### Aim:
Transcribe the material in full. Nothing should differ except that the pictures are left out.

### Supplied data:
..............................

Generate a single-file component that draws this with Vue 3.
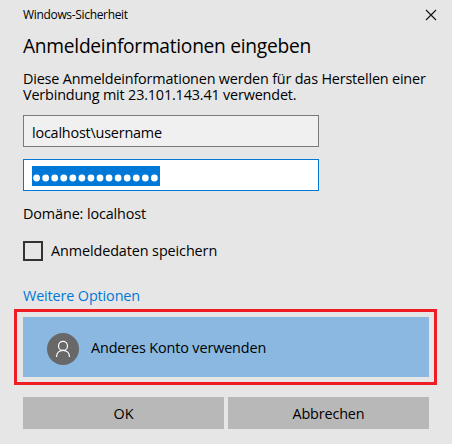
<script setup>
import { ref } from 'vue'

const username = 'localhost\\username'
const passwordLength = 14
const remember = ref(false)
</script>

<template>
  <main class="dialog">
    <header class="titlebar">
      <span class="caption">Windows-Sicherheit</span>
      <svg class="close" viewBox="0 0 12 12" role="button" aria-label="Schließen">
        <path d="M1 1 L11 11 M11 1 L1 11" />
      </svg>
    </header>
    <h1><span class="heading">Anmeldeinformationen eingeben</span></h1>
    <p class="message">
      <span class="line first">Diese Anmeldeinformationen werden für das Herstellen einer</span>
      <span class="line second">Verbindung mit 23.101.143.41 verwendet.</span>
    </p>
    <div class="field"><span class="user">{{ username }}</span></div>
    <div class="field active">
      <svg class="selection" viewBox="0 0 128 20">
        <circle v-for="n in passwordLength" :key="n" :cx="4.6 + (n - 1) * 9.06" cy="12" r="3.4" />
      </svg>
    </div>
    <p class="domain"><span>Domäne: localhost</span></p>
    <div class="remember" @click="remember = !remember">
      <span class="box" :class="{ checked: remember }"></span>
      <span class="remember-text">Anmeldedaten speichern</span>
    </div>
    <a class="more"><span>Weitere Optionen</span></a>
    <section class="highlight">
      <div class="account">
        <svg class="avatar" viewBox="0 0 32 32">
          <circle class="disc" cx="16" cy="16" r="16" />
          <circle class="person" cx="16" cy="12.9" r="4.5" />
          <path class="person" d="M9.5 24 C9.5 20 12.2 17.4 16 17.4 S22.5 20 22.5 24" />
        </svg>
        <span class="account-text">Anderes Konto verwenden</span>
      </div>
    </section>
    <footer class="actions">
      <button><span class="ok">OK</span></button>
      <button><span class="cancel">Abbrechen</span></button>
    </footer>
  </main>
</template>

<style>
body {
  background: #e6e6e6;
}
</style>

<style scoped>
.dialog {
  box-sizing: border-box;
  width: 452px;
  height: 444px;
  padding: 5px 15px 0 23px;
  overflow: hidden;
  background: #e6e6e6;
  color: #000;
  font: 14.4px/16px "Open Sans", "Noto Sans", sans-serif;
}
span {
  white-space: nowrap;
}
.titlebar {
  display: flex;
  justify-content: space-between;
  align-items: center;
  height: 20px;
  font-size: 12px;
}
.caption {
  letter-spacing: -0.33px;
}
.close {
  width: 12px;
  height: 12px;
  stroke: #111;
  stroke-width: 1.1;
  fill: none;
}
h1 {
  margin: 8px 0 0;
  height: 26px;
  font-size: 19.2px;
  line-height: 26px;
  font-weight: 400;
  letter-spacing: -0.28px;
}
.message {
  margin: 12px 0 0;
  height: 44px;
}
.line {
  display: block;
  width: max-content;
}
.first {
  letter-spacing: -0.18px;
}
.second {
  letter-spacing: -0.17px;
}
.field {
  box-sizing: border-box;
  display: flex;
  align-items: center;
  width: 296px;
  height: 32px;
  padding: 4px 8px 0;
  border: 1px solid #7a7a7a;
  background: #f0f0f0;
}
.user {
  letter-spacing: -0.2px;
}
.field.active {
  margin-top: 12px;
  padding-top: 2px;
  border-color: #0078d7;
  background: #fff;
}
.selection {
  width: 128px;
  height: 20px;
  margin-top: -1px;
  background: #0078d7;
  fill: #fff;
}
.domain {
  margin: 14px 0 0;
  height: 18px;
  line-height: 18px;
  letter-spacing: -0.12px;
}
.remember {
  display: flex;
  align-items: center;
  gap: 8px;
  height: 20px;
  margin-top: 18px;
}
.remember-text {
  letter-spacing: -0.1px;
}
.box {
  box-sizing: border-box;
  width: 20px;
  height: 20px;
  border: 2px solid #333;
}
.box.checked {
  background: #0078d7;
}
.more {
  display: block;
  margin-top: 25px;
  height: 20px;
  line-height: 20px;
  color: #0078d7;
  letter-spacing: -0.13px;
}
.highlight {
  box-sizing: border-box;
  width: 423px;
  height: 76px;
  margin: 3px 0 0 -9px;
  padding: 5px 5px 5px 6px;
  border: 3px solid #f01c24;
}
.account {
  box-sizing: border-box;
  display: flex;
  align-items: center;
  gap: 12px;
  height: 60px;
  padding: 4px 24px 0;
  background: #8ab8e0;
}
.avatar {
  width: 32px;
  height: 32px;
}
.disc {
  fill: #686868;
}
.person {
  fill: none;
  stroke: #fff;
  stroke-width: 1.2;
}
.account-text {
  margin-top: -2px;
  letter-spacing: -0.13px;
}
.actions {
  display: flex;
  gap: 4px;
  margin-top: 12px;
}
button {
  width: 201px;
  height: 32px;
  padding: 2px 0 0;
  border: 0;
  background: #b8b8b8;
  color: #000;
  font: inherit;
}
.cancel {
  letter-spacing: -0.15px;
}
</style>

..............................

### Result:
Generate a single-file component that draws this with Vue 3.
<script setup>
import { ref } from 'vue'

const username = 'localhost\\username'
const passwordLength = 14
const remember = ref(false)
</script>

<template>
  <main class="dialog">
    <header class="titlebar">
      <span class="caption">Windows-Sicherheit</span>
      <svg class="close" viewBox="0 0 12 12" role="button" aria-label="Schließen">
        <path d="M1 1 L11 11 M11 1 L1 11" />
      </svg>
    </header>
    <h1><span class="heading">Anmeldeinformationen eingeben</span></h1>
    <p class="message">
      <span class="line first">Diese Anmeldeinformationen werden für das Herstellen einer</span>
      <span class="line second">Verbindung mit 23.101.143.41 verwendet.</span>
    </p>
    <div class="field"><span class="user">{{ username }}</span></div>
    <div class="field active">
      <svg class="selection" viewBox="0 0 128 20">
        <circle v-for="n in passwordLength" :key="n" :cx="4.6 + (n - 1) * 9.06" cy="12" r="3.4" />
      </svg>
    </div>
    <p class="domain"><span>Domäne: localhost</span></p>
    <div class="remember" @click="remember = !remember">
      <span class="box" :class="{ checked: remember }"></span>
      <span class="remember-text">Anmeldedaten speichern</span>
    </div>
    <a class="more"><span>Weitere Optionen</span></a>
    <section class="highlight">
      <div class="account">
        <svg class="avatar" viewBox="0 0 32 32">
          <circle class="disc" cx="16" cy="16" r="16" />
          <circle class="person" cx="16" cy="12.9" r="4.5" />
          <path class="person" d="M9.5 24 C9.5 20 12.2 17.4 16 17.4 S22.5 20 22.5 24" />
        </svg>
        <span class="account-text">Anderes Konto verwenden</span>
      </div>
    </section>
    <footer class="actions">
      <button><span class="ok">OK</span></button>
      <button><span class="cancel">Abbrechen</span></button>
    </footer>
  </main>
</template>

<style>
body {
  background: #e6e6e6;
}
</style>

<style scoped>
.dialog {
  box-sizing: border-box;
  width: 452px;
  height: 444px;
  padding: 5px 15px 0 23px;
  overflow: hidden;
  background: #e6e6e6;
  color: #000;
  font: 14.4px/16px "Open Sans", "Noto Sans", sans-serif;
}
span {
  white-space: nowrap;
}
.titlebar {
  display: flex;
  justify-content: space-between;
  align-items: center;
  height: 20px;
  font-size: 12px;
}
.caption {
  letter-spacing: -0.33px;
}
.close {
  width: 12px;
  height: 12px;
  stroke: #111;
  stroke-width: 1.1;
  fill: none;
}
h1 {
  margin: 8px 0 0;
  height: 26px;
  font-size: 19.2px;
  line-height: 26px;
  font-weight: 400;
  letter-spacing: -0.28px;
}
.message {
  margin: 12px 0 0;
  height: 44px;
}
.line {
  display: block;
  width: max-content;
}
.first {
  letter-spacing: -0.18px;
}
.second {
  letter-spacing: -0.17px;
}
.field {
  box-sizing: border-box;
  display: flex;
  align-items: center;
  width: 296px;
  height: 32px;
  padding: 4px 8px 0;
  border: 1px solid #7a7a7a;
  background: #f0f0f0;
}
.user {
  letter-spacing: -0.2px;
}
.field.active {
  margin-top: 12px;
  padding-top: 2px;
  border-color: #0078d7;
  background: #fff;
}
.selection {
  width: 128px;
  height: 20px;
  margin-top: -1px;
  background: #0078d7;
  fill: #fff;
}
.domain {
  margin: 14px 0 0;
  height: 18px;
  line-height: 18px;
  letter-spacing: -0.12px;
}
.remember {
  display: flex;
  align-items: center;
  gap: 8px;
  height: 20px;
  margin-top: 18px;
}
.remember-text {
  letter-spacing: -0.1px;
}
.box {
  box-sizing: border-box;
  width: 20px;
  height: 20px;
  border: 2px solid #333;
}
.box.checked {
  background: #0078d7;
}
.more {
  display: block;
  margin-top: 25px;
  height: 20px;
  line-height: 20px;
  color: #0078d7;
  letter-spacing: -0.13px;
}
.highlight {
  box-sizing: border-box;
  width: 423px;
  height: 76px;
  margin: 3px 0 0 -9px;
  padding: 5px 5px 5px 6px;
  border: 3px solid #f01c24;
}
.account {
  box-sizing: border-box;
  display: flex;
  align-items: center;
  gap: 12px;
  height: 60px;
  padding: 4px 24px 0;
  background: #8ab8e0;
}
.avatar {
  width: 32px;
  height: 32px;
}
.disc {
  fill: #686868;
}
.person {
  fill: none;
  stroke: #fff;
  stroke-width: 1.2;
}
.account-text {
  margin-top: -2px;
  letter-spacing: -0.13px;
}
.actions {
  display: flex;
  gap: 4px;
  margin-top: 12px;
}
button {
  width: 201px;
  height: 32px;
  padding: 2px 0 0;
  border: 0;
  background: #b8b8b8;
  color: #000;
  font: inherit;
}
.cancel {
  letter-spacing: -0.15px;
}
</style>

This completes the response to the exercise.